Single by G Flip

from the album About Us
- Released: 18 January 2019
- Length: 3:40
- Label: Future Classic;
- Songwriter(s): Georgia Flipo; Kaelyn Behr;
- Producer(s): Georgia Flipo; Styalz Fuego;

G Flip singles chronology
| "Bring Me Home" (2019) | "Drink Too Much" (2019) | "I Am Not Afraid" (2019) |

Music video
- "Drink Too Much" on YouTube

= Drink Too Much =

2019 single by G Flip

"Drink Too Much" is a song by Australian indie pop singer G Flip. It was released on 18 January 2019 as the fourth single from their debut studio album, About Us (2019). The song peaked at number 72 on the ARIA charts and was certified double platinum in February 2024. The song was voted number 6 in the Triple J Hottest 100, 2019.
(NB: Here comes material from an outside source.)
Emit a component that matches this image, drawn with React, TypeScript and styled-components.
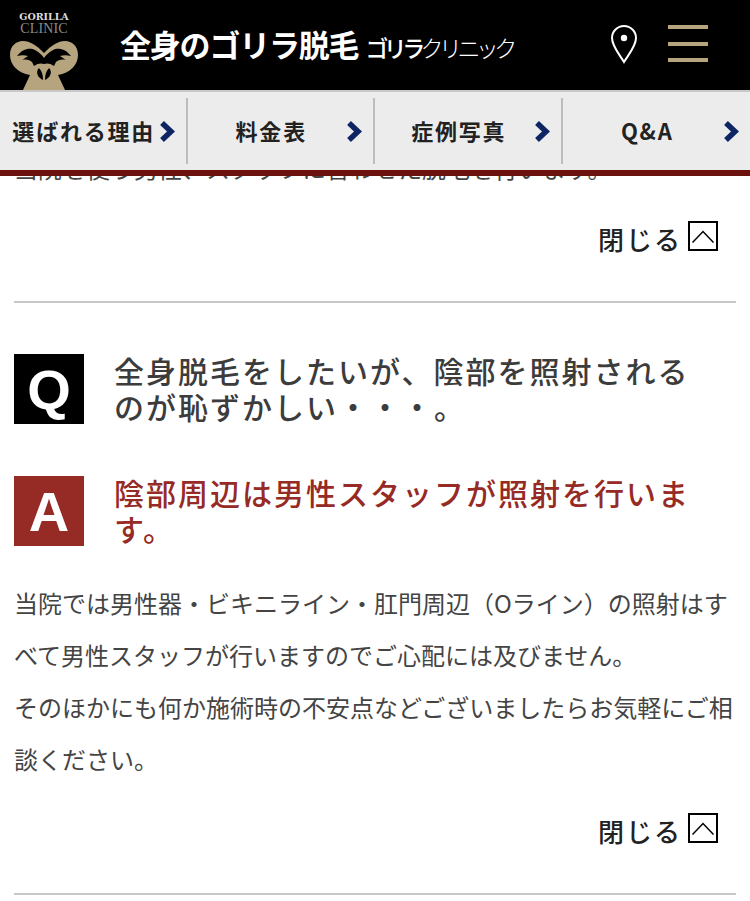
import styled, { createGlobalStyle } from "styled-components";

const GlobalStyle = createGlobalStyle`
  html, body {
    margin: 0;
    padding: 0;
    background: #fff;
    overflow: hidden;
  }
  body {
    font-family: "Noto Sans CJK JP", "Noto Sans", sans-serif;
  }
`;

const Page = styled.div`
  width: 750px;
  height: 901px;
  overflow: hidden;
  display: flex;
  flex-direction: column;
`;

const Header = styled.header`
  flex: none;
  height: 90px;
  background: #000;
  border-bottom: 2px solid #c8c8c8;
  display: flex;
  align-items: center;
`;

const Logo = styled.div`
  width: 88px;
  height: 90px;
  flex: none;
  display: flex;
  flex-direction: column;
  align-items: center;
  padding-top: 11px;
  box-sizing: border-box;
  margin-right: 32px;
`;

const LogoTop = styled.span`
  font-family: "DejaVu Serif", serif;
  font-size: 9.5px;
  line-height: 12px;
  font-weight: 700;
  color: #ddd;
`;

const LogoBottom = styled.span`
  font-family: "Liberation Serif", serif;
  font-size: 14px;
  line-height: 12px;
  letter-spacing: 0.1px;
  color: #8a8a8a;
`;

const GorillaIcon = styled.svg`
  width: 68px;
  height: 49px;
  margin-top: 6px;
`;

const SiteTitle = styled.div`
  display: flex;
  align-items: baseline;
  color: #fff;
  white-space: nowrap;
  width: 490px;
  padding-bottom: 4px;
`;

const TitleMain = styled.span`
  font-size: 31px;
  font-weight: 700;
  letter-spacing: -1.2px;
`;

const TitleSub = styled.span<{ $light?: boolean }>`
  font-size: 23px;
  font-weight: ${(p) => (p.$light ? 300 : 500)};
  letter-spacing: -4.6px;
  margin-left: ${(p) => (p.$light ? 0 : "7px")};
`;

const PinIcon = styled.svg`
  width: 28px;
  height: 40px;
  flex: none;
  margin: 0 30px 2px 0;
`;

const MenuIcon = styled.div`
  width: 40px;
  height: 37px;
  flex: none;
  margin-bottom: 3px;
  display: flex;
  flex-direction: column;
  justify-content: space-between;
`;

const MenuBar = styled.span`
  display: block;
  height: 4px;
  background: #b5a47e;
`;

const Nav = styled.nav`
  flex: none;
  height: 78px;
  background: #ececec;
  border-bottom: 6px solid #6b120e;
  display: flex;
  align-items: center;
  position: relative;
  z-index: 1;
`;

const NavItem = styled.div`
  width: 188px;
  height: 66px;
  box-sizing: border-box;
  border-right: 2px solid #bdbdbd;
  display: flex;
  align-items: center;
  justify-content: center;
  position: relative;
  font-size: 22px;
  font-weight: 700;
  color: #222;
  letter-spacing: 1.8px;
  white-space: nowrap;
  padding: 0 18px 2px 0;

  &:last-child {
    border-right: none;
  }
`;

const NavArrow = styled.svg`
  position: absolute;
  right: 11px;
  top: 23px;
  width: 16px;
  height: 21px;
`;

const Content = styled.main`
  flex: 1;
  min-height: 0;
  overflow: hidden;
  padding: 0 14px;
`;

const ClippedText = styled.p`
  margin: -34px 0 0;
  font-size: 24px;
  line-height: 52px;
  color: #444;
  white-space: nowrap;
`;

const CloseRow = styled.div<{ $top: number }>`
  display: flex;
  justify-content: flex-end;
  align-items: center;
  gap: 6px;
  height: 40px;
  margin-top: ${(p) => p.$top}px;
  padding-right: 18px;
  font-size: 26px;
  font-weight: 500;
  color: #222;
  letter-spacing: 2px;
`;

const CloseBox = styled.span`
  width: 30px;
  height: 30px;
  box-sizing: border-box;
  border: 2px solid #000;
  margin-bottom: 4px;
  display: flex;
  align-items: center;
  justify-content: center;
`;

const Divider = styled.hr`
  margin: 43px 0 0;
  border: none;
  border-top: 2px solid #c8c8c8;
`;

const QaRow = styled.div<{ $top: number }>`
  display: flex;
  gap: 30px;
  align-items: flex-start;
  margin-top: ${(p) => p.$top}px;
`;

const Badge = styled.span<{ $bg: string }>`
  flex: none;
  width: 70px;
  height: 70px;
  background: ${(p) => p.$bg};
  color: #fff;
  display: flex;
  align-items: center;
  justify-content: center;
  font-family: "Liberation Sans", sans-serif;
  font-weight: 700;
  font-size: 56px;
`;

const Heading = styled.h2<{ $color: string }>`
  margin: -2px 0 0;
  max-width: 590px;
  font-size: 30px;
  line-height: 36px;
  font-weight: 500;
  letter-spacing: 2px;
  color: ${(p) => p.$color};
`;

const Answer = styled.p`
  margin: 31px 0 0;
  font-size: 24px;
  line-height: 52px;
  color: #444;
`;

const CloseToggle = ({ top }: { top: number }) => (
  <CloseRow $top={top}>
    閉じる
    <CloseBox>
      <svg width="22" height="13" viewBox="0 0 22 13">
        <path d="M0.5 12.5L11 1.5l10.5 11" fill="none" stroke="#000" strokeWidth="1.5" />
      </svg>
    </CloseBox>
  </CloseRow>
);

export default function App() {
  return (
    <Page>
      <GlobalStyle />
      <Header>
        <Logo>
          <LogoTop>GORILLA</LogoTop>
          <LogoBottom>CLINIC</LogoBottom>
          <GorillaIcon viewBox="10 41 68 49">
            <path
              fill="#b5a47e"
              d="M10 55C10 46 16 41 23 41C31 41 38 47 44 53C50 47 57 41 65 41C72 41 78 46 78 55C78 65 70 73 58 75L65 90H23L30 75C18 73 10 65 10 55z"
            />
            <path
              fill="#000"
              d="M17 56C22 49 30 47 35 50C39 52 42 55 44 58C46 55 49 52 53 50C58 47 66 49 71 56C67 55 63 55 60 56L66 60C62 59 58 60 56 62L54 66C50 63 47 63 44 64C41 63 38 63 34 66L32 62C30 60 26 59 22 60L28 56C25 55 21 55 17 56z"
            />
            <path
              fill="#000"
              d="M39 68C42 71 43 75 43 80C38 78 35 72 39 68zM49 68C46 71 45 75 45 80C50 78 53 72 49 68z"
            />
          </GorillaIcon>
        </Logo>
        <SiteTitle>
          <TitleMain>全身のゴリラ脱毛</TitleMain>
          <TitleSub>ゴリラ</TitleSub>
          <TitleSub $light>クリニック</TitleSub>
        </SiteTitle>
        <PinIcon viewBox="0 0 28 40">
          <path
            d="M14 38C9 30 2 22 2 14a12 12 0 0 1 24 0c0 8-7 16-12 24z"
            fill="none"
            stroke="#fff"
            strokeWidth="2"
          />
          <circle cx="14" cy="14" r="3.2" fill="#fff" />
        </PinIcon>
        <MenuIcon>
          <MenuBar />
          <MenuBar />
          <MenuBar />
        </MenuIcon>
      </Header>
      <Nav>
        {["選ばれる理由", "料金表", "症例写真", "Q&A"].map((label) => (
          <NavItem key={label}>
            {label}
            <NavArrow viewBox="0 0 16 21">
              <path d="M3 2l9 8.5L3 19" fill="none" stroke="#0f2463" strokeWidth="5.5" />
            </NavArrow>
          </NavItem>
        ))}
      </Nav>
      <Content>
        <ClippedText>当院を使う男性、スタッフに合わせた脱毛を行います。</ClippedText>
        <CloseToggle top={24} />
        <Divider />
        <QaRow $top={51}>
          <Badge $bg="#000">Q</Badge>
          <Heading $color="#3c3c3c">全身脱毛をしたいが、陰部を照射されるのが恥ずかしい・・・。</Heading>
        </QaRow>
        <QaRow $top={52}>
          <Badge $bg="#962a24">A</Badge>
          <Heading $color="#962a24">陰部周辺は男性スタッフが照射を行います。</Heading>
        </QaRow>
        <Answer>
          当院では男性器・ビキニライン・肛門周辺（Oライン）の照射はすべて男性スタッフが行いますのでご心配には及びません。
          <br />
          そのほかにも何か施術時の不安点などございましたらお気軽にご相談ください。
        </Answer>
        <CloseToggle top={25} />
        <Divider />
      </Content>
    </Page>
  );
}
At the 2019 ARIA Music Awards, the song's video was nominated for Best Video.

== Charts ==

Chart performance for "Drink Too Much"
| Chart (2019–2020) | Peak position |
|---|---|
| Australia (ARIA) | 72 |

== Certifications ==

Certifications and sales for "Drink Too Much"
| Region | Certification | Certified units/sales |
| Australia (ARIA) | 2× Platinum | 140,000^{‡} |
^{‡} Sales+streaming figures based on certification alone.